My lonely place is everywhere you aren’t.

I know that we’re no longer together, but I still see you everywhere I look. I see you in the places that we once hung out. I see you in the places that we planned on visiting someday. I see you everywhere.

It’s pretty incredible how your whole body can feel something that hurts your feelings.

It’s like a chain reaction of sorts. It always starts from the heart and the whole body just feels it.

I was planning on writing down my exact feelings, but the paper remained empty. It’s the perfect description, I think.

If you want to ask me how I’m feeling right now, I’m just feeling really empty. There’s no other way to describe it.

I hate feeling unimportant to the people that are the most important to me.

Is it wrong to ask for a little attention, affection, and love when that’s all I’ve been giving you right from the start?

Sometimes we create our own heartbreaks through expectation.

Sometimes we dream up beautiful things in our heads and then experience heartbreak when they don’t manifest in real life.

She’s the type of girl that can be so hurt but can still look at you and smile.

It takes a certain kind of strength to be able to smile through the pain.

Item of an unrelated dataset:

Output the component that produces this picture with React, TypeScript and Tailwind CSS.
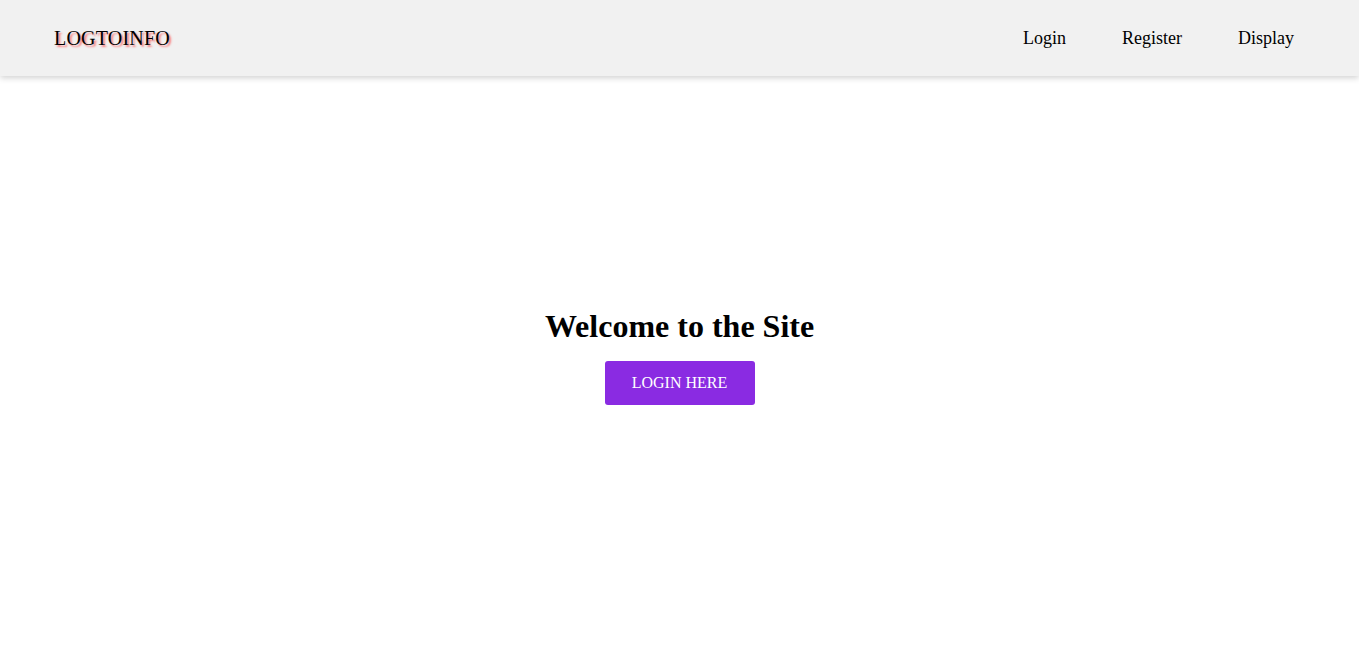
export default function App() {
  return (
    <div className="min-h-screen bg-white font-['Liberation_Serif',serif] text-black">
      {/* Navbar */}
      <nav className="flex h-[76px] items-center justify-between bg-[#f1f1f1] pl-[54px] pr-[65px] shadow-[0_2px_6px_rgba(0,0,0,0.18)]">
        <div className="text-[20px] font-medium tracking-[0.2px] [text-shadow:2px_2px_2px_rgba(255,40,40,0.6)]">LOGTOINFO</div>
        <div className="flex items-center gap-[56px] text-[18px]">
          <a href="#">Login</a>
          <a href="#">Register</a>
          <a href="#">Display</a>
        </div>
      </nav>

      {/* Hero */}
      <main className="flex h-[582px] flex-col items-center justify-center pb-[21px]">
        <h1 className="text-[32px] font-bold leading-[37px]">Welcome to the Site</h1>
        <button className="mt-[16px] h-[44px] w-[150px] rounded-[3px] bg-[#8a2be2] text-[16px] text-white">
          LOGIN HERE
        </button>
      </main>
    </div>
  );
}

No one is ever too busy. You’re just not important enough.

All it takes is one minute to send me a message to ask me how I’m doing, if I’ve taken my lunch already, or if I’ve made it home safely.

Is it really that difficult to pick up the phone when I call, or talk to me to tell me how your day went?

I’m always going to be there for you, even if I’m the one falling apart.

I don’t care if it breaks me because I love you and I do this for the people I love.

Hurt me with the truth but never comfort me with a lie.

I’d much rather cry because of the truth than smile because of something that’s not even real.

Sometimes you just can’t help but think about the number of times you will allow yourself to be hurt by the people you love before you finally realize you don’t care anymore.

When is it enough? When do you know that it’s time to walk away?